In a recent statement to News 6, a UCF representative said:

“UCF’s leadership, including its president and provost, have repeatedly condemned the personal social media posts made by Dr. Negy as racist and not reflective of the university’s values. Earlier this month, the university launched an inquiry into complaints about Dr. Negy’s classroom behavior to determine whether personal bias was influencing behavior in any university setting. That process is ongoing.

“In the meantime, the university has opened up a second section of Dr. Negy’s current summer course with a different instructor. Students were given the choice to enroll in the same course with another professor or remain in Dr. Negy’s section.”

According to Negy’s Twitter account, he has a book that will be released soon that is focused on “white shaming.”

While his account also says his opinions are his own, News 6 has reached out to find out if his tweets violate UCF policy.

More than 30,000 people have signed a Change.org petition calling for the professor’s removal.

News 6 recently spoke to UCF professor of sociology, Dr. Jonathan Cox, who specializes in race studies.

“The tweet that you read also really highlights just some of the misnomers that people have with regards to minorities and their lives,” Cox said. “If you think of this idea of doing well in education, staying in school, etc... right?
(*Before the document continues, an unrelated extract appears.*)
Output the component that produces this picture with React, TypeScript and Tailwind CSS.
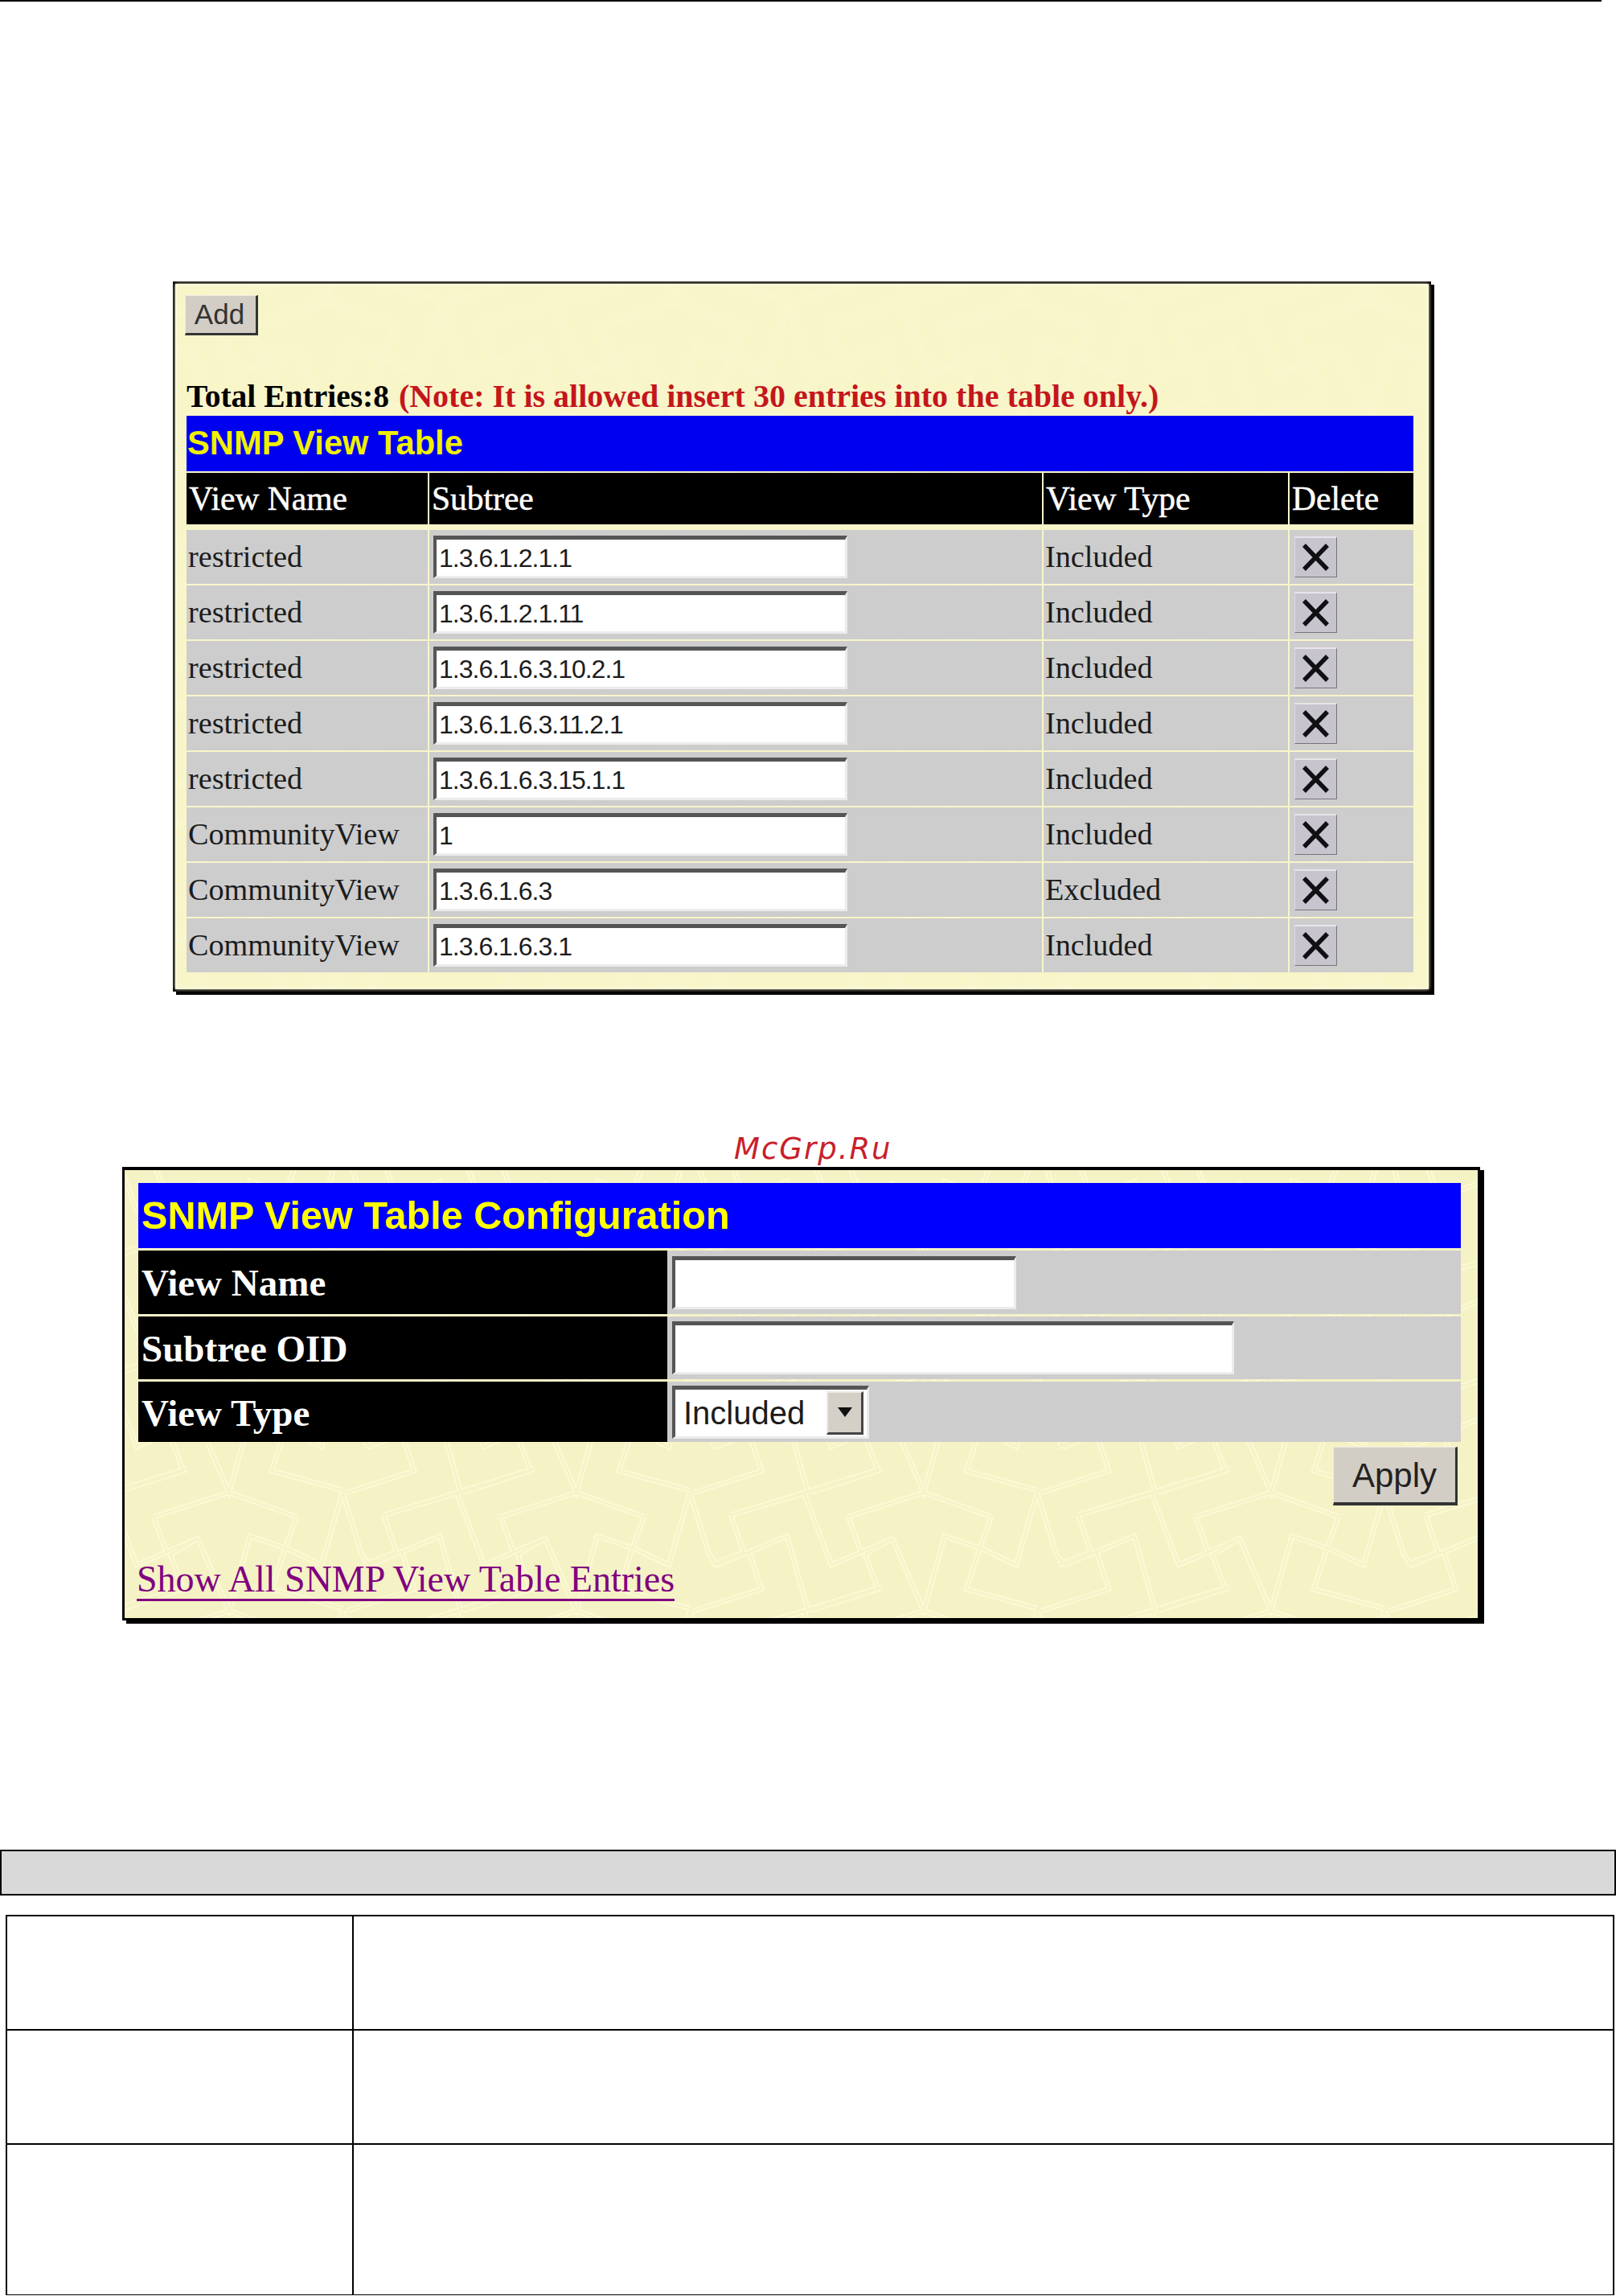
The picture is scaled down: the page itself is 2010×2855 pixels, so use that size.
const serif = "font-['Liberation_Serif',serif]";
const sans = "font-['Liberation_Sans',sans-serif]";

const rows: [string, string, string][] = [
  ["restricted", "1.3.6.1.2.1.1", "Included"],
  ["restricted", "1.3.6.1.2.1.11", "Included"],
  ["restricted", "1.3.6.1.6.3.10.2.1", "Included"],
  ["restricted", "1.3.6.1.6.3.11.2.1", "Included"],
  ["restricted", "1.3.6.1.6.3.15.1.1", "Included"],
  ["CommunityView", "1", "Included"],
  ["CommunityView", "1.3.6.1.6.3", "Excluded"],
  ["CommunityView", "1.3.6.1.6.3.1", "Included"],
];

const tile =
  "M-91 31L0 3L97 -27 M0 3L34 93L110 60L149 150L175 57L222 73L264 93L290 3 M55 33L149 3L233 33 M55 33L71 77 M233 33L217 77L202 123L290 147 M110 60L76 80L92 123L8 150 M290 3L314 80L324 93L411 57L437 150 M411 57L364 77L379 123L295 150 M341 31L436 3 M341 31L357 77L316 93";
const offsets = [-432, 0, 432].flatMap((dx) => [-147, 0, 147].map((dy) => `translate(${dx} ${dy})`));

function Pattern({ id, base, line, x, y, blur }: { id: string; base: string; line: string; x: number; y: number; blur?: boolean }) {
  return (
    <svg className={"absolute inset-0 h-full w-full" + (blur ? " blur-[2px]" : "")} aria-hidden="true">
      <defs>
        <pattern id={id} x={x} y={y} width="432" height="147" patternUnits="userSpaceOnUse">
          <rect width="432" height="147" fill={base} />
          {offsets.map((t) => (
            <path key={t} transform={t} d={tile} fill="none" stroke={line} strokeWidth="7" />
          ))}
          {offsets.map((t) => (
            <path key={t} transform={t} d={tile} fill="none" stroke={base} strokeWidth="2" />
          ))}
        </pattern>
      </defs>
      <rect width="100%" height="100%" fill={`url(#${id})`} />
    </svg>
  );
}

function XButton() {
  return (
    <div className="flex h-[51px] w-[53px] items-center justify-center border-t-2 border-l border-b border-r border-t-[#e8e4ea] border-l-[#ddd9e0] border-b-[#77737c] border-r-[#77737c] bg-[#c8c4cd]">
      <svg width="36" height="36" viewBox="0 0 36 36" aria-hidden="true">
        <path d="M3 3L32 33M32 3L3 33" stroke="#101014" strokeWidth="5.5" fill="none" />
      </svg>
    </div>
  );
}

function TextBox({ value, className }: { value?: string; className: string }) {
  return (
    <div
      className={
        "flex items-center border-t-[5px] border-l-[4px] border-r-[3px] border-b-[3px] border-t-[#555] border-l-[#555] border-r-[#ececec] border-b-[#ececec] bg-white " +
        className
      }
    >
      {value ? <span className={sans + " pl-[3px] text-[32px] leading-none tracking-[-1px] text-[#1c1c1c]"}>{value}</span> : null}
    </div>
  );
}

export default function App() {
  return (
    <div className="h-[2855px] w-[2010px] overflow-hidden bg-white">
      <div className="h-[2px] w-[1992px] bg-black" />

      {/* SNMP View Table */}
      <div className="relative mt-[348px] ml-[215px] h-[883px] w-[1565px] border-[3px] border-black shadow-[4px_4px_0_#000]">
        <Pattern id="p1" base="#f8f5c9" line="#fbf8d0" x={40} y={20} blur />
        <div className="relative pt-[14px] pl-[12px]">
          <button className={sans + " flex h-[50px] w-[91px] items-center justify-center border-t border-l border-r-[3px] border-b-[3px] border-t-[#eeeae2] border-l-[#eeeae2] border-r-[#333] border-b-[#333] bg-[#d2cec6] pr-[3px] text-[35px] text-[#333]"}>
            Add
          </button>
          <div className={serif + " mt-[51px] ml-[2px] h-[49px] text-[39.5px] leading-[49px] font-bold whitespace-nowrap text-black"}>
            Total Entries:8 <span className="ml-[2px] text-[40px] text-[#c4161c]">(Note: It is allowed insert 30 entries into the table only.)</span>
          </div>
          <div className="ml-[2px] w-[1526px]">
            <div className={sans + " flex h-[69px] items-center bg-[#0000f0] pl-[1px] text-[41.7px] font-bold text-[#f0f000]"}>SNMP View Table</div>
            <div className={serif + " mt-[2px] grid h-[64px] grid-cols-[300px_762px_304px_154px] gap-[2px] text-[41.5px] text-white [-webkit-text-stroke:0.5px_#fff]"}>
              <div className="flex items-center bg-black pl-[3px]">View Name</div>
              <div className="flex items-center bg-black pl-[3px]">Subtree</div>
              <div className="flex items-center bg-black pl-[3px]">View Type</div>
              <div className="flex items-center bg-black pl-[3px]">Delete</div>
            </div>
            <div className="mt-[7px] flex flex-col gap-[2px]">
              {rows.map(([name, tree, type], i) => (
                <div key={i} className={serif + " grid h-[67px] grid-cols-[300px_762px_304px_154px] gap-[2px] text-[38.2px] text-[#1c1c1c]"}>
                  <div className="flex items-center bg-[#cdcdcd] pl-[2px]">{name}</div>
                  <div className="flex items-center bg-[#cdcdcd] pl-[5px]">
                    <TextBox value={tree} className="h-[53px] w-[515px]" />
                  </div>
                  <div className="flex items-center bg-[#cdcdcd] pl-[2px]">{type}</div>
                  <div className="flex items-center bg-[#cdcdcd] pl-[6px]">
                    <XButton />
                  </div>
                </div>
              ))}
            </div>
          </div>
        </div>
      </div>

      {/* Watermark */}
      <div className="mt-[173px] ml-[913px] h-[46px] font-['DejaVu_Sans',sans-serif] text-[37px] leading-[46px] tracking-[2px] whitespace-nowrap text-[#c8202a] italic">
        McGrp.Ru
      </div>

      {/* Configuration */}
      <div className="relative mt-[-1px] ml-[152px] h-[564px] w-[1689px] border-[3px] border-t-[4px] border-black shadow-[5px_4px_0_#000]">
        <Pattern id="p2" base="#f5f2c5" line="#fbf8d3" x={413} y={104} />
        <div className="relative pt-[16px] pl-[17px]">
          <div className="w-[1645px]">
            <div className={sans + " flex h-[81px] items-center bg-[#0000ff] pl-[4px] text-[48.6px] font-bold text-[#ffff00]"}>SNMP View Table Configuration</div>
            <div className={serif + " mt-[3px] flex h-[79px] text-[47px] text-white"}>
              <div className="flex w-[658px] items-center bg-black pt-[2px] pl-[4px] font-bold">View Name</div>
              <div className="flex flex-1 items-center bg-[#cdcdcd] pl-[6px]">
                <TextBox className="h-[66px] w-[428px]" />
              </div>
            </div>
            <div className={serif + " mt-[3px] flex h-[78px] text-[47px] text-white"}>
              <div className="flex w-[658px] items-center bg-black pt-[2px] pl-[4px] font-bold">Subtree OID</div>
              <div className="flex flex-1 items-center bg-[#cdcdcd] pl-[6px]">
                <TextBox className="h-[66px] w-[699px]" />
              </div>
            </div>
            <div className={serif + " mt-[3px] flex h-[75px] text-[47px] text-white"}>
              <div className="flex w-[658px] items-center bg-black pt-[4px] pl-[4px] font-bold">View Type</div>
              <div className="flex flex-1 items-center bg-[#cdcdcd] pl-[6px]">
                <div className="flex h-[66px] w-[245px] items-center justify-between border-t-[5px] border-l-[4px] border-r-[3px] border-b-[3px] border-t-[#555] border-l-[#555] border-r-[#ececec] border-b-[#ececec] bg-white">
                  <span className={sans + " pl-[10px] text-[40px] leading-none text-[#1c1c1c]"}>Included</span>
                  <div className="mr-[4px] flex h-[54px] w-[46px] items-center justify-center border-t-2 border-l-2 border-r-[3px] border-b-[3px] border-t-[#eeeae2] border-l-[#eeeae2] border-r-[#444] border-b-[#444] bg-[#d4d0c8]">
                    <svg width="18" height="12" viewBox="0 0 18 12" aria-hidden="true"><path d="M0 0H18L9 12Z" fill="#111" /></svg>
                  </div>
                </div>
              </div>
            </div>
            <div className="mt-[6px] flex justify-end pr-[4px]">
              <button className={sans + " flex h-[73px] w-[155px] items-center justify-center border-t border-l border-r-[3px] border-b-[4px] border-t-[#eeeae2] border-l-[#eeeae2] border-r-[#333] border-b-[#333] bg-[#d2cec6] text-[42px] text-[#222]"}>
                Apply
              </button>
            </div>
          </div>
          <a href="#" className={serif + " mt-[68px] ml-[-2px] inline-block border-b-[3px] border-[#800080] text-[46px] leading-[48px] whitespace-nowrap text-[#800080]"}>
            Show All SNMP View Table Entries
          </a>
        </div>
      </div>

      {/* Section bar */}
      <div className="mt-[285px] h-[57px] w-[2010px] border-2 border-black bg-[#d9d9d9]" />

      {/* Empty description table */}
      <div className="mt-[24px] ml-[7px] w-[2001px] border-2 border-b border-black">
        <div className="flex h-[142px] border-b-[2px] border-black">
          <div className="w-[431px] border-r-2 border-black" />
          <div className="flex-1" />
        </div>
        <div className="flex h-[142px] border-b-[2px] border-black">
          <div className="w-[431px] border-r-2 border-black" />
          <div className="flex-1" />
        </div>
        <div className="flex h-[186px]">
          <div className="w-[431px] border-r-2 border-black" />
          <div className="flex-1" />
        </div>
      </div>
    </div>
  );
}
One, we know that black and brown people are significantly more likely to be in schools that are under-resourced, right? So they don’t have as good as teachers, they don’t have as much money .... so that’s already going to change things. Avoiding crime is really hard to do if you are in a situation of extreme or abject poverty.”

For the full interview with Cox, visit ClickOrlando.com/podcasts.

According to Cox, Negy has tenure at UCF and may not be fired for his actions.

Negy responded to News 6′s request for comment and his response can be read below in its entirety:


The University of Central Florida (UCF), as well as most U.S. universities, have failed in a huge way of providing incoming students an orientation to what the purpose is of a university. UCF is eager to show incoming students the new dorms, the latest technological gadgets on campus, the latest restaurants, their state of the art gymnasium, and so on.

They never once (ever) have a heart-to-heart talk with incoming students about the following:

--A university is not just an extension of high school. With K-12, school boards and parents dictate what topics can and cannot be broached. By contrast, at a university, all topics are open to discussion--even topics that make some students uncomfortable.

--free speech is the cornerstone of a free society. It allows us to challenge publicly things we think are not good for our society. This facilitates the betterment of societies. And hearing others' reactions to our views is a good thing because it causes us to re-evaluate our positions on matter--causing EVERYONE to arrive at a better conclusion.

--Vigorous and robust debates should be encouraged at a university. Everyone should have an opportunity to express their views and only the views that have logic, evidence or reason behind them will survive.

--There is no “right” to not be offended by others’ comments, or others’ points of view on matters. We can (ought to be permitted to) express our views, then listen to others who may see things differently, and then....each person is free to decide which ideas made the most sense based on, again, logic or evidence. This notion that U.S. universities have been fostering for decades now that students ought not to be offended has had consequences. This is why so many students think that the ideas I present in my courses--which almost always are grounded in data (or logic if no data exists)--with which they disagree are “offensive.” And they think the solution is to go complain to someone because they felt “offended.” And U.S. universities reinforce such misguided beliefs by attempting to silence--one way or another--any expressions that students find offensive. It is a travesty that so many faculty, especially in the social sciences and humanities--seem to share such misguided views about the purpose of a university and the misguided notion that no one should ever feel offended.

Now to your question about those athletes, with all due respect to them, I doubt any of them have had a course with me so they likely are just reacting to what they're read or heard from students who dislike my views. I (sincerely) invite them to come meet me and have a conversation with me about any matters that concern them.

Last for now, I've been studying culture, ethnicity, race, and racism for 30+ years. I have some data-driven opinions on many matters related to those topics. That doesn't mean my views are the correct ones and everyone has to uncritically accept my views. My data-driven views are open to debate, challenge, and discussion. Sadly, in the current atmosphere in the U.S. with so many young people failing to understand the main purpose of a university or the import of free speech and vigorous debate, they think if my views offend them the solution is to fire me. They don't fully understand the consequences of restricting other people's opinions or speech. If we allow that to happen, eventually, someone who takes offense with their views will endeavor to silence and/or punish them. Then and only then will they realize that their zealotry to silence those who offend them can go both ways.